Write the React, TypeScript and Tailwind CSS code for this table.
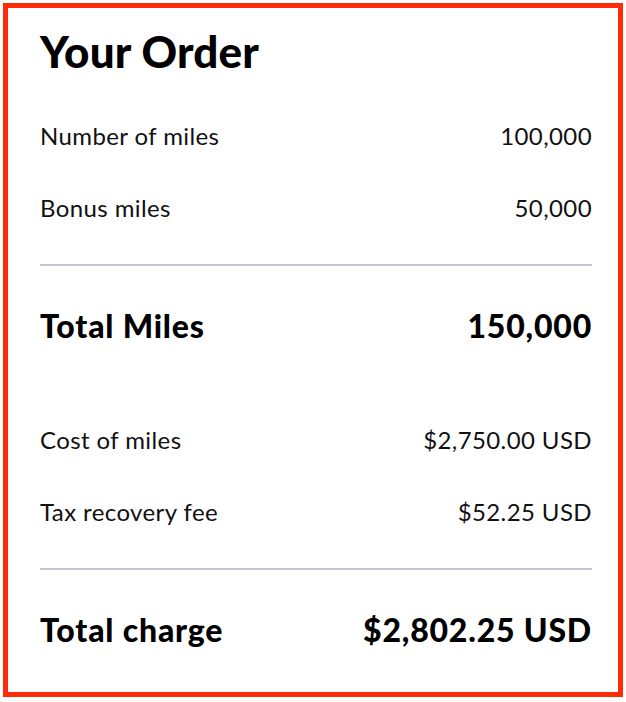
import React from "react";

const Row = ({ label, value }: { label: string; value: string }) => (
  <div className="flex h-[72px] items-center justify-between text-[24px] leading-none tracking-[0.4px] text-[#111]">
    <span>{label}</span>
    <span>{value}</span>
  </div>
);

const TotalRow = ({ label, value }: { label: string; value: string }) => (
  <div className="flex h-[120px] items-center justify-between text-[32px] font-black leading-none tracking-[0.8px] text-black">
    <span>{label}</span>
    <span>{value}</span>
  </div>
);

export default function App() {
  return (
    <div className="min-h-[702px] w-[626px] bg-white pl-[3px] pt-[3px]" style={{ fontFamily: "Lato, 'Noto Sans', sans-serif" }}>
      <div className="h-[694px] w-[620px] border-[5px] border-[#ff2b06] pl-[32px] pr-[26px]">
        <h1 className="h-[92px] pt-[21px] text-[44px] font-black leading-[44px] tracking-[0.2px] text-black">Your Order</h1>
        <Row label="Number of miles" value="100,000" />
        <Row label="Bonus miles" value="50,000" />
        <div className="mt-[20px] h-[2px] bg-[#c3c9d0]" />
        <TotalRow label="Total Miles" value="150,000" />
        <div className="h-[18px]" />
        <Row label="Cost of miles" value="$2,750.00 USD" />
        <Row label="Tax recovery fee" value="$52.25 USD" />
        <div className="mt-[20px] h-[2px] bg-[#c3c9d0]" />
        <TotalRow label="Total charge" value="$2,802.25 USD" />
      </div>
    </div>
  );
}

=== Do this ===
Drop the images and repeat the data exactly.

=== Response below ===
Write the React, TypeScript and Tailwind CSS code for this table.
import React from "react";

const Row = ({ label, value }: { label: string; value: string }) => (
  <div className="flex h-[72px] items-center justify-between text-[24px] leading-none tracking-[0.4px] text-[#111]">
    <span>{label}</span>
    <span>{value}</span>
  </div>
);

const TotalRow = ({ label, value }: { label: string; value: string }) => (
  <div className="flex h-[120px] items-center justify-between text-[32px] font-black leading-none tracking-[0.8px] text-black">
    <span>{label}</span>
    <span>{value}</span>
  </div>
);

export default function App() {
  return (
    <div className="min-h-[702px] w-[626px] bg-white pl-[3px] pt-[3px]" style={{ fontFamily: "Lato, 'Noto Sans', sans-serif" }}>
      <div className="h-[694px] w-[620px] border-[5px] border-[#ff2b06] pl-[32px] pr-[26px]">
        <h1 className="h-[92px] pt-[21px] text-[44px] font-black leading-[44px] tracking-[0.2px] text-black">Your Order</h1>
        <Row label="Number of miles" value="100,000" />
        <Row label="Bonus miles" value="50,000" />
        <div className="mt-[20px] h-[2px] bg-[#c3c9d0]" />
        <TotalRow label="Total Miles" value="150,000" />
        <div className="h-[18px]" />
        <Row label="Cost of miles" value="$2,750.00 USD" />
        <Row label="Tax recovery fee" value="$52.25 USD" />
        <div className="mt-[20px] h-[2px] bg-[#c3c9d0]" />
        <TotalRow label="Total charge" value="$2,802.25 USD" />
      </div>
    </div>
  );
}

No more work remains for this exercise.